AC Drop Fast Detection.rar

  • 0
    TI__Expert 4555 points

    Jankel,

    Could you please attach a TINA (.tsc) or LTSPICE (.asc) file for me to review? I was unable to open your previously attached item.

    Regards,
    Jonny

  • 0 in reply to Jonathan Nguyen
    Intellectual 731 points

    Hi Jonny,

    I tried to download what I attached, and extracted it. I found it works. (The softwre I use is LTspice IV, you can use LTspice IV or XVII to open it.)

    Anyway, you could also try the link below.

    Link:

    PASSWORD: xpk6

    Validity: 7 days

    复制这段内容后打开百度网盘手机App,操作更方便哦

  • 0 in reply to Jankel
    TI__Expert 4555 points
    Hi Jankel,

    It seems that the inverting pin is always in phase and 50mV higher than the noninverting pin. This causes the output to always be low.

    The way the circuit is drawn up, I believe the inverting pin is summing divided down inputs from ACN and ACL, however R2 in your circuit is only dividing this signal down and not doing anything very meaningful.

    Thanks for bringing this up, I will have a discussion with our systems engineers to see how the part should correctly work.

    My question for you is what did you expect the trip point of the AC signal to be for the part to output HIGH?

    Regards,
    Jonny
  • 0 in reply to Jonathan Nguyen
    Intellectual 731 points

    Hi Jonathan,

    Hard to say. How can you figure out which input voltage point should I define as a trip point?

    Input voltage crosses 0.

    One of the way we could define this trip point is, I believe, integrating the input voltage and meanwhile dischaging, hence, another control signal is generated, we could use this generated signal to judge if the input voltage disappears. When no continuous input voltage exists, this signal will drop down.

  • 0 in reply to Jankel
    TI__Expert 4555 points
    Jankel,

    I'm still a little stuck on how exactly the circuit should function. I've forwarded this problem to a few different systems engineers and am awaiting their input.

    Just wanted to let you know I am still looking into this. I'll provide you any updates as they come along.

    Regards,
    Jonny
  • 0 in reply to Jonathan Nguyen
    Intellectual 731 points

    Hi Jonathan,

    Thank you for your effort.

    Looking forward to your reply.

  • 0 in reply to Jankel
    TI__Expert 4555 points
    From my understanding now,

    The circuit should be comparing the current AC input with the previous neutral line value (2.5us earlier) and senses if the ac signal is going low.
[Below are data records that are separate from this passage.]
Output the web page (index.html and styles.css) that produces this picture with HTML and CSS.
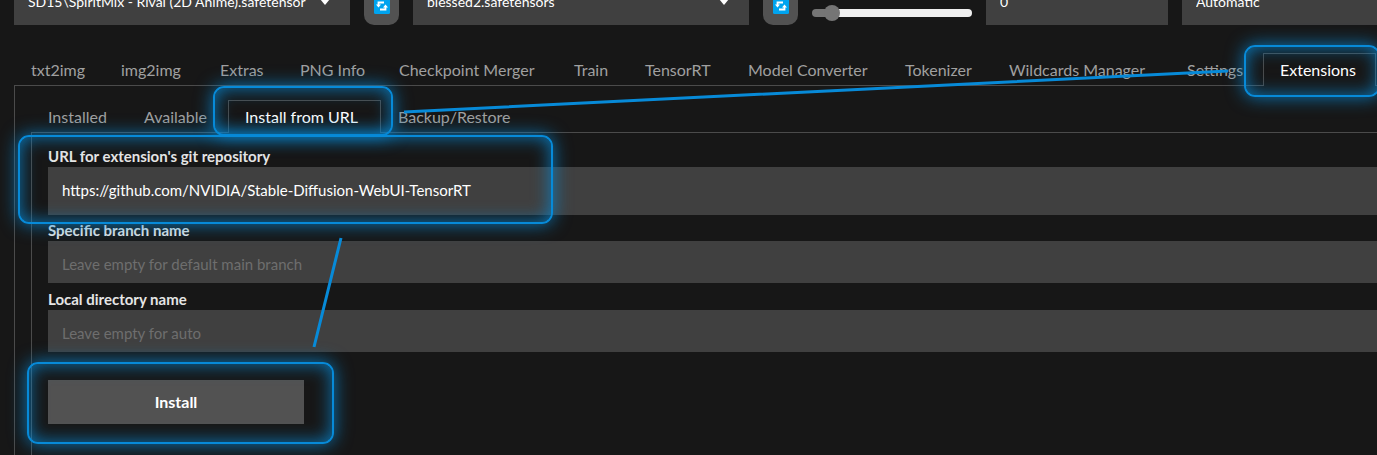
FILE: index.html
```html
<!DOCTYPE html>
<html lang="en">
<head>
<meta charset="utf-8">
<title>Extensions</title>
<link rel="stylesheet" href="styles.css">
</head>
<body>
<header class="toolbar">
  <div class="toolbar-row">
    <span class="picker"><select class="field" aria-label="Checkpoint"><option>SD15\SpiritMix - Rival (2D Anime).safetensor</option></select><svg class="caret" viewBox="0 0 10 6"><path d="M0 0h10L5 6z"/></svg></span>
    <button class="refresh" aria-label="Refresh checkpoints"><svg viewBox="0 0 16 16"><rect width="16" height="16" rx="1.5" fill="#00a4ef"/><path d="M4.500 7V4.500H10M11.500 9v2.500H6" fill="none" stroke="#fff" stroke-width="1.800"/><path d="M2 6.500h5L4.500 9.500zM9 9.500h5L11.500 6.500z" fill="#fff"/></svg></button>
    <span class="picker"><select class="field" aria-label="VAE"><option>blessed2.safetensors</option></select><svg class="caret" viewBox="0 0 10 6"><path d="M0 0h10L5 6z"/></svg></span>
    <button class="refresh" aria-label="Refresh VAE"><svg viewBox="0 0 16 16"><rect width="16" height="16" rx="1.5" fill="#00a4ef"/><path d="M4.500 7V4.500H10M11.500 9v2.500H6" fill="none" stroke="#fff" stroke-width="1.800"/><path d="M2 6.500h5L4.500 9.500zM9 9.500h5L11.500 6.500z" fill="#fff"/></svg></button>
    <input class="slider" type="range" min="0" max="100" value="8" aria-label="Clip skip">
    <input class="field number" type="text" value="0" aria-label="Value">
    <select class="field" aria-label="Mode"><option>Automatic</option></select>
  </div>
</header>
<main class="app">
  <nav class="tabs main-tabs">
    <button class="tab">txt2img</button>
    <button class="tab">img2img</button>
    <button class="tab">Extras</button>
    <button class="tab">PNG Info</button>
    <button class="tab">Checkpoint Merger</button>
    <button class="tab">Train</button>
    <button class="tab">TensorRT</button>
    <button class="tab">Model Converter</button>
    <button class="tab">Tokenizer</button>
    <button class="tab">Wildcards Manager</button>
    <button class="tab">Settings</button>
    <button class="tab active">Extensions</button>
    <span class="rest"></span>
  </nav>
  <section class="panel">
    <nav class="tabs sub-tabs">
      <button class="tab">Installed</button>
      <button class="tab">Available</button>
      <button class="tab active">Install from URL</button>
      <button class="tab">Backup/Restore</button>
    </nav>
    <form class="panel form">
      <label for="url">URL for extension's git repository</label>
      <textarea class="entry tall" id="url" spellcheck="false">https://github.com/NVIDIA/Stable-Diffusion-WebUI-TensorRT</textarea>
      <label for="branch">Specific branch name</label>
      <input class="entry" id="branch" type="text" placeholder="Leave empty for default main branch">
      <label for="dir">Local directory name</label>
      <input class="entry" id="dir" type="text" placeholder="Leave empty for auto">
      <button class="install" type="button">Install</button>
    </form>
  </section>
</main>
<div class="glow glow-extensions"></div>
<div class="glow glow-subtab"></div>
<div class="glow glow-url"></div>
<div class="glow glow-install"></div>
<svg class="lines" width="1377" height="455" viewBox="0 0 1377 455"><path d="M404 112L1228 71M341 238L314 347"/></svg>
</body>
</html>
```
FILE: styles.css
```css
* { box-sizing: border-box; }

body {
  margin: 0;
  position: relative;
  min-height: 100vh;
  overflow: hidden;
  background: #171717;
  color: #fff;
  font-family: Lato, sans-serif;
  font-size: 16px;
  display: flex;
  flex-direction: column;
}

button, input, select, textarea {
  font: inherit;
  color: inherit;
  border: 0;
  border-radius: 0;
  margin: 0;
}

/* The toolbar is scrolled partly out of view: its rows hang from the bottom edge. */
.toolbar {
  display: flex;
  align-items: flex-end;
  height: 25px;
  padding-left: 14px;
  overflow: hidden;
}

.toolbar-row {
  flex: 1;
  display: grid;
  grid-template-columns: 336px 35px 336px 35px 160px 182px 1fr;
  column-gap: 14px;
  align-items: end;
}

.picker { position: relative; display: block; height: 42px; }

.field {
  appearance: none;
  display: block;
  width: 100%;
  height: 42px;
  padding: 0 14px 6px;
  background: #404040;
  font-size: 14px;
}

.caret {
  position: absolute;
  right: 20px;
  bottom: 20px;
  width: 10px;
  height: 6px;
  fill: #fff;
}

.refresh {
  height: 42px;
  padding: 0 0 11px;
  border-radius: 10px;
  background: #525252;
  display: flex;
  align-items: flex-end;
  justify-content: center;
}

.refresh svg { width: 16px; height: 16px; }

.slider {
  appearance: none;
  width: 100%;
  height: 8px;
  margin-bottom: 8px;
  border-radius: 4px;
  background: linear-gradient(to right, #757575 20px, #efefef 20px);
}

.slider::-webkit-slider-thumb {
  appearance: none;
  width: 16px;
  height: 16px;
  border-radius: 50%;
  background: #757575;
}

.app {
  flex: 1;
  display: flex;
  flex-direction: column;
  padding: 28px 0 0 14px;
}

.tabs { display: grid; }

.main-tabs { grid-template-columns: 90px 99px 80px 99px 175px 71px 103px 157px 104px 178px 93px 113px 1fr; }

.sub-tabs { grid-template-columns: 96px 101px 153px 1fr; }

.tab {
  height: 33px;
  padding: 1px 17px 0;
  border-bottom: 1px solid #4b4b4b;
  background: none;
  color: #a0a0a0;
  text-align: left;
  white-space: nowrap;
}

.tab.active {
  padding: 0 16px 1px;
  border: 1px solid #4b4b4b;
  border-bottom: 0;
  color: #fff;
}

.rest { border-bottom: 1px solid #4b4b4b; }

.panel {
  flex: 1;
  display: flex;
  flex-direction: column;
  border-left: 1px solid #4b4b4b;
  padding: 14px 0 0 16px;
}

.form { padding: 12px 0 0 16px; }

.form label {
  height: 22px;
  line-height: 22px;
  font-size: 15px;
  font-weight: 700;
  color: #e5e5e5;
}

.entry {
  width: 100%;
  height: 42px;
  margin-bottom: 5px;
  padding: 4px 14px 0;
  background: #404040;
  font-size: 15px;
}

.entry::placeholder { color: #6e6e6e; opacity: 1; }

.tall {
  display: block;
  height: 48px;
  margin-bottom: 4px;
  padding: 13px 14px;
  line-height: 20px;
  resize: none;
  overflow: hidden;
}

.install {
  width: 256px;
  height: 44px;
  margin-top: 23px;
  padding: 0 0 2px;
  background: #525252;
  font-weight: 700;
}

.glow {
  position: absolute;
  border: 2px solid #078ad8;
  border-radius: 11px;
  box-shadow: 0 0 18px #0788d4d9, inset 0 0 18px #0788d4d9;
  pointer-events: none;
}

.glow-extensions { left: 1244px; top: 45px; width: 136px; height: 52px; }
.glow-subtab { left: 213px; top: 86px; width: 180px; height: 50px; }
.glow-url { left: 18px; top: 135px; width: 535px; height: 89px; }
.glow-install { left: 27px; top: 362px; width: 307px; height: 82px; }

.lines {
  position: absolute;
  left: 0;
  top: 0;
  fill: none;
  stroke: #078ad8;
  stroke-width: 3;
  pointer-events: none;
}
```
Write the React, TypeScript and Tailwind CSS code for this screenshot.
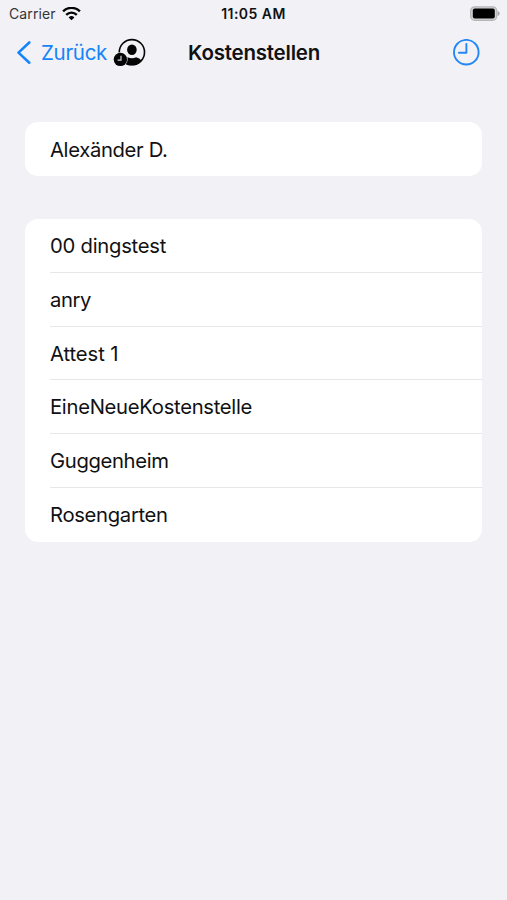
const costCenters = [
  { name: "00 dingstest", tracking: "tracking-[-0.25px]" },
  { name: "anry", tracking: "tracking-[-0.4px]" },
  { name: "Attest 1", tracking: "tracking-[-0.1px]" },
  { name: "EineNeueKostenstelle", tracking: "tracking-[-0.3px]" },
  { name: "Guggenheim", tracking: "tracking-[-0.35px]" },
  { name: "Rosengarten", tracking: "tracking-[-0.32px]" },
];

function WifiIcon() {
  return (
    <svg className="ml-[6px] h-[14px] w-[19px]" viewBox="0 0 19 14" fill="none">
      <path d="M1.1 4.4a11.8 11.8 0 0 1 16.8 0" stroke="#050505" strokeWidth="2.4" />
      <path d="M4.2 7.9a7.5 7.5 0 0 1 10.6 0" stroke="#050505" strokeWidth="2.3" />
      <path d="M9.5 13.2 6.6 10.4a4.2 4.2 0 0 1 5.8 0Z" fill="#050505" />
    </svg>
  );
}

function BatteryIcon() {
  return (
    <svg className="h-[16px] w-[32px]" viewBox="0 0 32 16">
      <rect x="2.7" y="0.9" width="26" height="13.4" rx="4" fill="#d3d3d5" stroke="#b5b5b7" strokeWidth="1.3" />
      <rect x="4.8" y="2.6" width="22" height="10" rx="2" fill="#000" />
      <path d="M29.6 5.1c1.5.4 2 1.3 2 2.4s-.5 2-2 2.5Z" fill="#a5a5a8" />
    </svg>
  );
}

function PersonClockIcon() {
  return (
    <svg className="ml-[6px] h-[30px] w-[34px]" viewBox="0 0 34 30">
      <defs>
        <clipPath id="portrait">
          <circle cx="18.9" cy="14.2" r="13" />
        </clipPath>
      </defs>
      <circle cx="18.9" cy="14.2" r="12.6" fill="none" stroke="#050505" strokeWidth="1.6" />
      <g clipPath="url(#portrait)" fill="#050505">
        <ellipse cx="18.9" cy="11.8" rx="4.8" ry="5.2" />
        <path d="M9 30c0-7.5 2.8-9.8 5.7-10.7 2.6 1.2 5.8 1.2 8.4 0 3.9 1 6.9 3.2 6.9 10.7Z" />
      </g>
      <circle cx="7.4" cy="21.4" r="7.2" fill="#f1f1f6" />
      <circle cx="7.4" cy="21.4" r="6.7" fill="#050505" />
      <path d="M8 17.8v4.3H4.6" fill="none" stroke="#d5d5d9" strokeWidth="1.2" />
    </svg>
  );
}

export default function App() {
  return (
    <div className="flex h-[900px] w-[507px] flex-col overflow-hidden bg-[#f1f1f6] font-['Inter','Liberation_Sans',sans-serif] text-[#111113]">
      <header>
        <div className="grid h-[28px] grid-cols-3 items-center pb-px pl-[9px] pr-[7px] leading-none">
          <div className="flex items-center">
            <span className="text-[14px] tracking-[0.1px] text-[#343436]">Carrier</span>
            <WifiIcon />
          </div>
          <span className="whitespace-nowrap pr-[2px] text-center text-[14px] font-semibold tracking-[0.45px]">11:05 AM</span>
          <div className="flex justify-end">
            <BatteryIcon />
          </div>
        </div>
        <div className="grid h-[50px] grid-cols-[188px_133px_1fr] items-center pb-px pr-[27px] leading-none">
          <button className="flex items-center pl-[16px] text-[#1684fb]">
            <svg className="h-[24px] w-[16px]" viewBox="0 0 16 24" fill="none" stroke="currentColor" strokeWidth="2.6" strokeLinecap="round" strokeLinejoin="round">
              <path d="M13.3 1.5 2.5 11.6 13.3 21.7" />
            </svg>
            <span className="ml-[9px] pt-px text-[20.5px] tracking-[-0.3px]">Zurück</span>
            <span>
              <PersonClockIcon />
            </span>
          </button>
          <h1 className="whitespace-nowrap pt-px text-[20.5px] font-semibold tracking-[-0.22px]">Kostenstellen</h1>
          <button className="justify-self-end">
            <svg className="h-[28px] w-[28px]" viewBox="0 0 28 28" fill="none" stroke="#2387f5" strokeWidth="1.9">
              <circle cx="14.3" cy="13.2" r="12.3" />
              <path d="M14.4 5V13.8H6.9" strokeLinecap="round" strokeLinejoin="round" />
            </svg>
          </button>
        </div>
      </header>
      <main className="px-[25px] pt-[44px] text-[20.25px] leading-none">
        <section className="flex h-[54px] items-center rounded-[13px] bg-white pl-[25px] pt-[2px] tracking-[-0.35px]">
          Alexänder D.
        </section>
        <ul className="mt-[43px] overflow-hidden rounded-[13px] bg-white pl-[25px]">
          {costCenters.map((item) => (
            <li key={item.name} className={`flex h-[53.8px] items-center border-b border-[#e7e7e9] pt-[1.5px] last:border-b-0 last:pt-0 ${item.tracking}`}>
              {item.name}
            </li>
          ))}
        </ul>
      </main>
    </div>
  );
}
    In your simulation, it seems that your ACL and ACN become in phase at the node before it enters into the comparator input, causing the input to stay low. Unfortunately the systems team did not have access to the simulation file previously as the engineer who worked on the design left, but I will do my best to try and simulate the circuit to its intended function.

    Regards,
    Jonny
  • 0
    Guru 140200 points

    Hi Jankel,

    I think the circuit delivers what it promises:

    jankel1.TSC

    I have simplified the circuit a bit to make things clearer. The input signal is short-circuited at t = 18.75ms for about 2ms to simulate a fast (!) drop. As result VM1 changes its polarity for about 500µs, long enough to make the TLV3502's output toggle.

    Kai

  • 0 in reply to kai klaas69
    Intellectual 731 points

    Hi Jonathan,

    Thanks for your reply. You're right, it compares the current AC input with the the previous. (Combined with some other small tricks<R415>)

    Hi Kai,

    Thanks for your simulation result.

    Now I understand.

    I also get the worked simulation results as follows (I only change the voltage drop time instant in my previous simulation circuit, and then it worked.).

    BUT this circuit has a BUG/Defeat.

    This circuit utilizes the voltage hold-up brought by C2 to realize the function,

    SO, 

    ONCE the voltage drop happens at the AC zero crossing point or very nearby, the circuit couldn't work normally. (as my previous simulation result showed)

  • 0 in reply to Jankel
    Guru 140200 points
    Hi Jankel,

    this is no signal off detection or anything else, but a fast drop detection. It detects whether there is a fast drop within (!) the regular puls train. To me the circuit does what it is supposed to do.

    Kai
  • 0 in reply to kai klaas69
    Intellectual 731 points

    Hi Kai,

    OK, thanks, I got it. This circuit only detects the fast drop of AC, but it doesn't detect the AC off.